-- start of MATERIAL PROVIDED --

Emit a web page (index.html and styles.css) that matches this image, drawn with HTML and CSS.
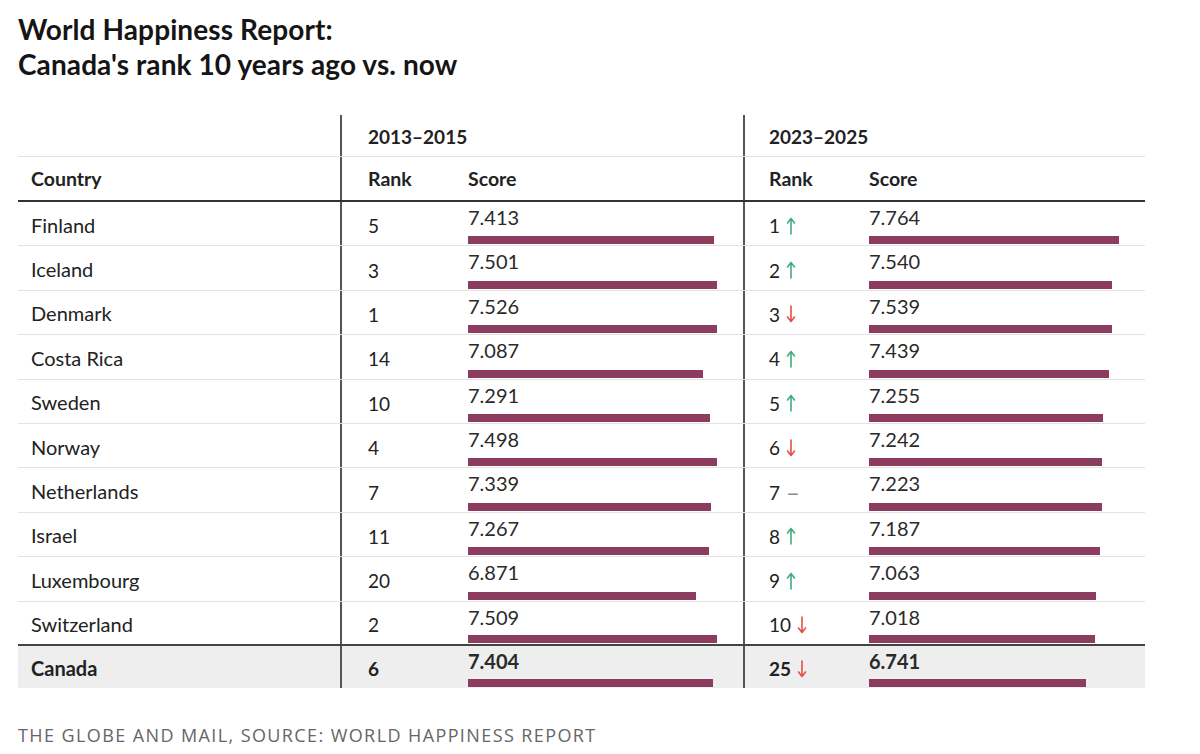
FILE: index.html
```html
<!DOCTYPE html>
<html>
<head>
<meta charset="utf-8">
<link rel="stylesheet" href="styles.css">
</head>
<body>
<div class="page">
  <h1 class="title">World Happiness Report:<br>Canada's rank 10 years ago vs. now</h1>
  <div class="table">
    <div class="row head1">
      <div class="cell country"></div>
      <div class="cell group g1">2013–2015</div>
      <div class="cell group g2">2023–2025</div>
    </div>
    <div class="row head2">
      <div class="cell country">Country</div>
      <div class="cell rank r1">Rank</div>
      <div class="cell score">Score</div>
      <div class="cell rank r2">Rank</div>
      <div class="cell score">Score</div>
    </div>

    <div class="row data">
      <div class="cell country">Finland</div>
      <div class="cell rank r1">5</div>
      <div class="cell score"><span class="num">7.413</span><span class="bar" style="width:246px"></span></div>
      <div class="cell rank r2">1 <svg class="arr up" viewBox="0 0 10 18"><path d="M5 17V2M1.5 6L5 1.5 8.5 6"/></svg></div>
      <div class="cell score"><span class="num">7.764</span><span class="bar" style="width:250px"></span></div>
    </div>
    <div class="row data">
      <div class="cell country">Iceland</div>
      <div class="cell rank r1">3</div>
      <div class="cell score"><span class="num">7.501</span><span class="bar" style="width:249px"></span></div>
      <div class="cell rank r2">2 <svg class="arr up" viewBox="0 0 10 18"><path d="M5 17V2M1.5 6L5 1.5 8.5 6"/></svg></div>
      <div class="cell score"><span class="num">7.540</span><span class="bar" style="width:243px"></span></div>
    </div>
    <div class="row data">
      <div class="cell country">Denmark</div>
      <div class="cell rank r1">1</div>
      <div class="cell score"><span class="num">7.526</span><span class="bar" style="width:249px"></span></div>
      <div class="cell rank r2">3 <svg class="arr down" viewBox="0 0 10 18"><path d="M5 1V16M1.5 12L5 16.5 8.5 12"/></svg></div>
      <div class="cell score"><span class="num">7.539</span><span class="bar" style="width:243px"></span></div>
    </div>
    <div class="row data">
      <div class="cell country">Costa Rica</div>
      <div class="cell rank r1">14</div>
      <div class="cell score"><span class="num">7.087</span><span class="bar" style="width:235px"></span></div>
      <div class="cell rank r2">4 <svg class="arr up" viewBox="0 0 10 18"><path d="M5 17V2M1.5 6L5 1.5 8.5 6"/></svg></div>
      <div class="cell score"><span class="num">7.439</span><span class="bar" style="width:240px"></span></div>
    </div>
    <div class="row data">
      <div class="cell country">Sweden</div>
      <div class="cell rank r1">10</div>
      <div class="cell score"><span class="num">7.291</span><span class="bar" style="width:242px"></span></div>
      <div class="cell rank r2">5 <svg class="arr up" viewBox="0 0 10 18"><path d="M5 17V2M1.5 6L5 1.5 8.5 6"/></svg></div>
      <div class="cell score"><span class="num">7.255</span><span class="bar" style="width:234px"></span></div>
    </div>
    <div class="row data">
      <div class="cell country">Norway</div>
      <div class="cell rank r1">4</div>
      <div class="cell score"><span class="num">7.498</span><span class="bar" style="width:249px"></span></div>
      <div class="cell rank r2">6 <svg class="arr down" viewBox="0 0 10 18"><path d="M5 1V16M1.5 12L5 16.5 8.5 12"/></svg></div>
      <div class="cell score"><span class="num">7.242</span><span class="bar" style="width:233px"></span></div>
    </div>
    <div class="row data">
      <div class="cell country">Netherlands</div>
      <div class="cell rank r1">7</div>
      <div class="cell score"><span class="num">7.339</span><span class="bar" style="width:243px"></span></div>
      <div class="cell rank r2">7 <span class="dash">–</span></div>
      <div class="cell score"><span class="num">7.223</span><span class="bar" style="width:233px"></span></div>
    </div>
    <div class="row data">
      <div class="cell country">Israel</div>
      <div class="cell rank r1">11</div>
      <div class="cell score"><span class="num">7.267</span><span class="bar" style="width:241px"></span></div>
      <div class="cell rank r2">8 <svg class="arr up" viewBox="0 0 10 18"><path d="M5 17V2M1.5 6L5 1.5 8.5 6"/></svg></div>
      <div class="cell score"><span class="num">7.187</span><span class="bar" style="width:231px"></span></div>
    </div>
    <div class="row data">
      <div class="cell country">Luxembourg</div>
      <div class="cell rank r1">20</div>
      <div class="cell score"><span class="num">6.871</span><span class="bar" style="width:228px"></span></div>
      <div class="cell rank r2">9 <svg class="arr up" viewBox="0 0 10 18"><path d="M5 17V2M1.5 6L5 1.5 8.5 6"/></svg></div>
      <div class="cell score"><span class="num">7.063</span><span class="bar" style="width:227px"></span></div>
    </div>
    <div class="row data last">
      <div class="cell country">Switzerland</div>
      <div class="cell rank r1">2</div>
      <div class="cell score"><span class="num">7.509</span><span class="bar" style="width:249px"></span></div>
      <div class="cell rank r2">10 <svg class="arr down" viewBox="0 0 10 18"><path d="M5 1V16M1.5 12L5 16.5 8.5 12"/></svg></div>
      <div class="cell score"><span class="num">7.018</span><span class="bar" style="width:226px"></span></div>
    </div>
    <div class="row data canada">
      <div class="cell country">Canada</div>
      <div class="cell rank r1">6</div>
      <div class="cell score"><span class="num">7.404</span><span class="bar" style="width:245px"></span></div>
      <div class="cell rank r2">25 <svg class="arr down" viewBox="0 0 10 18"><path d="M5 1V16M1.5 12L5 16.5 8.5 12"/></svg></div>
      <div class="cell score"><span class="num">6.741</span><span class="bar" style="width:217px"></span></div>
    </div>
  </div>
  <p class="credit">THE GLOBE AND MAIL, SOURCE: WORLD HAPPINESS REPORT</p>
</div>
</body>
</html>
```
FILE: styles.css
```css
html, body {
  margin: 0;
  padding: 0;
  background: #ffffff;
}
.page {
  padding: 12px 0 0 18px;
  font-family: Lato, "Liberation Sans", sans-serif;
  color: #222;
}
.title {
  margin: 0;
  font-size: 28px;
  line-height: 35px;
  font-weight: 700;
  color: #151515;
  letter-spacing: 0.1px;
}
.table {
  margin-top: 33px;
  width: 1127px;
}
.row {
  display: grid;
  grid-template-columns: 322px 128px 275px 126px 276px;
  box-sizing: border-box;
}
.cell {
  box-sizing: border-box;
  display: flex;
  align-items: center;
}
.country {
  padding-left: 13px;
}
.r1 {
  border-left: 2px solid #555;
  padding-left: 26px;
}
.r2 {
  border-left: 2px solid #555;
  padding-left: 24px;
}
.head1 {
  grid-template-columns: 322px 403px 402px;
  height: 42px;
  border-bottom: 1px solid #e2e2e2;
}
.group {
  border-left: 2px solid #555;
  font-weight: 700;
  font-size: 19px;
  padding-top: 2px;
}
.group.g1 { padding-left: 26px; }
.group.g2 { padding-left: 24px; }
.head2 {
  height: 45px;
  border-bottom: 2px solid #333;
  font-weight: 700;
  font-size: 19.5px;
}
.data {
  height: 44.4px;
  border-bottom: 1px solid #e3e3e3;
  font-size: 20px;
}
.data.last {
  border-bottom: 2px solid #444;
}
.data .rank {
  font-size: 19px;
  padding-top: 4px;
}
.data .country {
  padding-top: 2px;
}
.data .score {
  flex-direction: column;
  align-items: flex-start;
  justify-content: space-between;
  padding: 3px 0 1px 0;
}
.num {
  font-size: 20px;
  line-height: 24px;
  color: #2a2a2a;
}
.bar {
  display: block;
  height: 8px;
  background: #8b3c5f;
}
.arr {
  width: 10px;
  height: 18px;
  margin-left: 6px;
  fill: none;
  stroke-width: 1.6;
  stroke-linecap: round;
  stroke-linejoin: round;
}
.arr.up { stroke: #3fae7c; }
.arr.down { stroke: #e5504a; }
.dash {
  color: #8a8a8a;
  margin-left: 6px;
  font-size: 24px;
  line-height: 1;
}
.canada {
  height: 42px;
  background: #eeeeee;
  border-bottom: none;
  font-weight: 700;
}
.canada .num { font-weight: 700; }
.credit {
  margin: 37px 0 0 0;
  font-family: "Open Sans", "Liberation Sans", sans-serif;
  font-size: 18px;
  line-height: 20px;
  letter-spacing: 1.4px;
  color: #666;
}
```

-- end of MATERIAL PROVIDED --

● **TASK REQUIREMENTS**: Tally every line of the listing that holds the string "page", then give the number by itself.

● **RESPONSE**: 3